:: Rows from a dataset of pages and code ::
══════════

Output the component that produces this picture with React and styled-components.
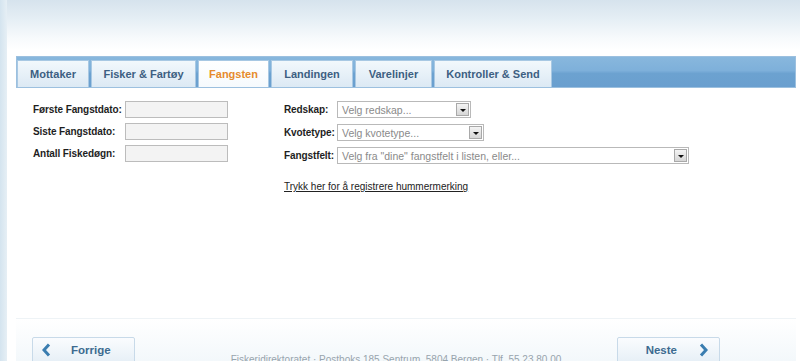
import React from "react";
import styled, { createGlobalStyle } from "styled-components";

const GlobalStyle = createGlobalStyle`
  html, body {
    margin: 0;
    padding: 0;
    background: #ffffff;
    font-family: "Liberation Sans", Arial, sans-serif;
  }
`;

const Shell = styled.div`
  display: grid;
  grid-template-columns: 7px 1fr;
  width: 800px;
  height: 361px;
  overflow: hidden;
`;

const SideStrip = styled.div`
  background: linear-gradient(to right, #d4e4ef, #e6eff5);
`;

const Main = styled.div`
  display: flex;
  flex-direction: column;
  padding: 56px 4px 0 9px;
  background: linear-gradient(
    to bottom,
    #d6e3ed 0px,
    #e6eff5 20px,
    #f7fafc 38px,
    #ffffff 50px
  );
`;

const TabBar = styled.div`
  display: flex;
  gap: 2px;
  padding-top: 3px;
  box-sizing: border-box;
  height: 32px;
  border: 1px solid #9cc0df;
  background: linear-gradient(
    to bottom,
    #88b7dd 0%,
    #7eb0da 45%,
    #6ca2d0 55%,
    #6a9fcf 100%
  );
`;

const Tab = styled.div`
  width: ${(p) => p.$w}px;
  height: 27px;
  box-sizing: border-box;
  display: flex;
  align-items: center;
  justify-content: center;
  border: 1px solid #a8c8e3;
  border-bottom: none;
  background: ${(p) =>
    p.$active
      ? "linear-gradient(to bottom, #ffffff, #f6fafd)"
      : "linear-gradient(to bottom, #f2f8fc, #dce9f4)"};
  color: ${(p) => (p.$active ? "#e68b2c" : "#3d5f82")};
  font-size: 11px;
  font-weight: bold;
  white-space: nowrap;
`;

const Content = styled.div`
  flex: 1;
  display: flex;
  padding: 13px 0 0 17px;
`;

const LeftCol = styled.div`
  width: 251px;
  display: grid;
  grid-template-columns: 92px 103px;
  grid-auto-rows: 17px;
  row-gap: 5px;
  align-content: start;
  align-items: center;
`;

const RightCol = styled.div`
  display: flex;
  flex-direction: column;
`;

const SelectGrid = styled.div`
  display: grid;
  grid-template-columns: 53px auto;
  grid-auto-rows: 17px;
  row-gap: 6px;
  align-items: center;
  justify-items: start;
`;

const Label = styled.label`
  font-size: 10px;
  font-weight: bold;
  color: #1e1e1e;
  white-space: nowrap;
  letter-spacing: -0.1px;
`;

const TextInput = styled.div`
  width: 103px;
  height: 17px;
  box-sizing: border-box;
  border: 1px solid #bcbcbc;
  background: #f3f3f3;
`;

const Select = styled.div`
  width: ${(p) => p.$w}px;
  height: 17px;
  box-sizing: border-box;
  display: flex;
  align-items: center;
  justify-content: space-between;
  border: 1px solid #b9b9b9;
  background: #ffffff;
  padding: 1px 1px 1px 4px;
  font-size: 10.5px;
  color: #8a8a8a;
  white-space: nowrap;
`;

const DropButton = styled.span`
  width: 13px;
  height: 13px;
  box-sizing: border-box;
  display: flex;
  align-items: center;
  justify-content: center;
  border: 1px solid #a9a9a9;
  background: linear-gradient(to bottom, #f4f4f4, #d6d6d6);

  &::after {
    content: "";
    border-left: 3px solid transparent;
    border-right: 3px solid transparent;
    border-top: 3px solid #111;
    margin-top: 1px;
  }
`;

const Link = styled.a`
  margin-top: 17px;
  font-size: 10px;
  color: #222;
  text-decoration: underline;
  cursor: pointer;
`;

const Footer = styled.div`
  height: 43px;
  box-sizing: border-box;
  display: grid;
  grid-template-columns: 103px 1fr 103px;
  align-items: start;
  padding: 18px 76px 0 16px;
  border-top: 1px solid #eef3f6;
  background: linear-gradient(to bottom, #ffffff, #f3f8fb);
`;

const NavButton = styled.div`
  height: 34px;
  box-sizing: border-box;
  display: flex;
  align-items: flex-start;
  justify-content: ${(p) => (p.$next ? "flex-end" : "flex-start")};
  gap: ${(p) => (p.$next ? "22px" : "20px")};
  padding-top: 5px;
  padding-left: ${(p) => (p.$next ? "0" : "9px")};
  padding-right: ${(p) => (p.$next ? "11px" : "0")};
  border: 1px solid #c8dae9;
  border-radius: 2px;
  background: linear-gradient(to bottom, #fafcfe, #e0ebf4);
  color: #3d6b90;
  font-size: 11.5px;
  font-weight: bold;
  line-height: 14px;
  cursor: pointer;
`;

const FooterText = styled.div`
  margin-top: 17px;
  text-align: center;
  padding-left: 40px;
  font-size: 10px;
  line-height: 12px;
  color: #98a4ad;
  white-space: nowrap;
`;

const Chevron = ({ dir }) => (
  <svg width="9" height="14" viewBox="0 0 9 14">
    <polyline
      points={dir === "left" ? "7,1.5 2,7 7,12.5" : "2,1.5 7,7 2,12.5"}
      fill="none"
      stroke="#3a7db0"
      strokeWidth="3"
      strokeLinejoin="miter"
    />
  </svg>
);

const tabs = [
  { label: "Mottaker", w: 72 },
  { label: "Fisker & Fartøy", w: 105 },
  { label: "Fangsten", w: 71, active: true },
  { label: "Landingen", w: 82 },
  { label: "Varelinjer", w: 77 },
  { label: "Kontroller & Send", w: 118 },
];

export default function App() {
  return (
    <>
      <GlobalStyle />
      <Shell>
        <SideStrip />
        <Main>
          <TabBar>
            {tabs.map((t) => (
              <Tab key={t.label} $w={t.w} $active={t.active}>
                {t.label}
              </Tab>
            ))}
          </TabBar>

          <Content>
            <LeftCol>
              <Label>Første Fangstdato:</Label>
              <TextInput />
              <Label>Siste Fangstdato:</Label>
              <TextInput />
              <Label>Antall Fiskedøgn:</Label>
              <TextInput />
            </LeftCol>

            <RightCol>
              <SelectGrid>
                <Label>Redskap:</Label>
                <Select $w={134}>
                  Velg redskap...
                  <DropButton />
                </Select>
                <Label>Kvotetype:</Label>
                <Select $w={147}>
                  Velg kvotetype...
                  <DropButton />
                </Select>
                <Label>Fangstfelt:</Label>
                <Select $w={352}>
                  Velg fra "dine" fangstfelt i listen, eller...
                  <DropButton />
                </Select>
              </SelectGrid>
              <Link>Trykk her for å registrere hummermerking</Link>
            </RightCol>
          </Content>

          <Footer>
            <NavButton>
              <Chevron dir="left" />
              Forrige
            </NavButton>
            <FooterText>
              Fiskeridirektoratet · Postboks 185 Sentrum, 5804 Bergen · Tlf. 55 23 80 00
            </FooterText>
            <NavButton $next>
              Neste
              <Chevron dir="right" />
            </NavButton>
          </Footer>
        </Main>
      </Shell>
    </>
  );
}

══════════

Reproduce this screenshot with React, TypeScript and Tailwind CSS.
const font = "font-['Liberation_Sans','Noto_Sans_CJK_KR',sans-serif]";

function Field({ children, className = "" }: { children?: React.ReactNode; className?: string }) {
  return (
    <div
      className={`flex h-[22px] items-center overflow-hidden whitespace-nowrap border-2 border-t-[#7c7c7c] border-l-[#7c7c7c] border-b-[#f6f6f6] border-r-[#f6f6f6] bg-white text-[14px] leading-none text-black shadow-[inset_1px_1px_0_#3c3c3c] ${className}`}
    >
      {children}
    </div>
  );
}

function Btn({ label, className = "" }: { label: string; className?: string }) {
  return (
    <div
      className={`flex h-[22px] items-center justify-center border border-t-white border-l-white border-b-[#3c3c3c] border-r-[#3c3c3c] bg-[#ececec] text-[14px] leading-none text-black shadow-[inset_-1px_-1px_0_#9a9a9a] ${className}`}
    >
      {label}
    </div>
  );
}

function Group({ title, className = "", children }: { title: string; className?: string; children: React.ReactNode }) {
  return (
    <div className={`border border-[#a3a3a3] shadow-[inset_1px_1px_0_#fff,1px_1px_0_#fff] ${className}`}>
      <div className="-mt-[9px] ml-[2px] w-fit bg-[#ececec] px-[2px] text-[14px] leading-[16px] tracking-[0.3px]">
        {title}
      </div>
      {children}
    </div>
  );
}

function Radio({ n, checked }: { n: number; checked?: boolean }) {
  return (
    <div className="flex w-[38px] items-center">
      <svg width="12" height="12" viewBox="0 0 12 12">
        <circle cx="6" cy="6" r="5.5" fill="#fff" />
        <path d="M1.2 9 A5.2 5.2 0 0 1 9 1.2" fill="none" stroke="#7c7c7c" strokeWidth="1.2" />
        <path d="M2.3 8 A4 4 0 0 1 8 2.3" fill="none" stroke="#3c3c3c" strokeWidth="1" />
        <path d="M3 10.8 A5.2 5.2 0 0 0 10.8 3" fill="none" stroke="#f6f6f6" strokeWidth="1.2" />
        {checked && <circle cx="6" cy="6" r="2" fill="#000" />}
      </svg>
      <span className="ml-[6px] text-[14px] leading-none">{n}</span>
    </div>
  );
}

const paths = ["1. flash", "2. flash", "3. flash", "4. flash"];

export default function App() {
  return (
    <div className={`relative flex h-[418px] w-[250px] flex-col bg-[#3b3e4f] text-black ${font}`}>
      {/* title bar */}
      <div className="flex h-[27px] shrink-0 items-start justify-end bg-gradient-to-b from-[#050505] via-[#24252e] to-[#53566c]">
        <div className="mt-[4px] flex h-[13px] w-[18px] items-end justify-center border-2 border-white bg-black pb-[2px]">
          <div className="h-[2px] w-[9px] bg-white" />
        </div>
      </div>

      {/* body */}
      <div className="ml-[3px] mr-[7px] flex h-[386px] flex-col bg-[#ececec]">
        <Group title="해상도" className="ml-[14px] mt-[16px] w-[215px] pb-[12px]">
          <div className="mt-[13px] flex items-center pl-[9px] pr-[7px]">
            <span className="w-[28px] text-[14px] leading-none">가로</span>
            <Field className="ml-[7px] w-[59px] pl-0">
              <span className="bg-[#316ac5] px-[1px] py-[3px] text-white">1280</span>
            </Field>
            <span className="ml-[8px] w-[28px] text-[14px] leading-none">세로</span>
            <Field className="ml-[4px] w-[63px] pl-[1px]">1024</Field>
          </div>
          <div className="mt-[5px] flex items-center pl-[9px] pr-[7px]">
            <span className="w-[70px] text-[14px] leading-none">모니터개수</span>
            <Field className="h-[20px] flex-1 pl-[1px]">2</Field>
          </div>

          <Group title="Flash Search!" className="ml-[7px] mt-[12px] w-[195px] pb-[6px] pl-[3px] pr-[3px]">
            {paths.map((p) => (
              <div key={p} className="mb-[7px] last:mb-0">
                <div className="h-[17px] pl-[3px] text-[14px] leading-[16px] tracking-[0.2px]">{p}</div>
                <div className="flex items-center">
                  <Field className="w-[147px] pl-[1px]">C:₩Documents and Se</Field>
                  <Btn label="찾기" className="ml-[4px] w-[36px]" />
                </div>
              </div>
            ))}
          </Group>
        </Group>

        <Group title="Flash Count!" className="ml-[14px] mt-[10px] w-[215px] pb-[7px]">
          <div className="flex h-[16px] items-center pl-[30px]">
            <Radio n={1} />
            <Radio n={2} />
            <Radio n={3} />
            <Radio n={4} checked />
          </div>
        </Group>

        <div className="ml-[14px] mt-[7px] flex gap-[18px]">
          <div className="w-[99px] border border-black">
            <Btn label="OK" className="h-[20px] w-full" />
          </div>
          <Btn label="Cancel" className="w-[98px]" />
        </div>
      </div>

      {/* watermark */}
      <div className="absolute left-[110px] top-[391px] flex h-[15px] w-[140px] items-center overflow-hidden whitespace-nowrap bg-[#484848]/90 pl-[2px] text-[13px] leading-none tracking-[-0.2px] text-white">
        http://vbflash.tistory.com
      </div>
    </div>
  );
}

══════════

Copy every line in the entries above that has the string "components" in it.

:: Answer ::
Output the component that produces this picture with React and styled-components.
import styled, { createGlobalStyle } from "styled-components";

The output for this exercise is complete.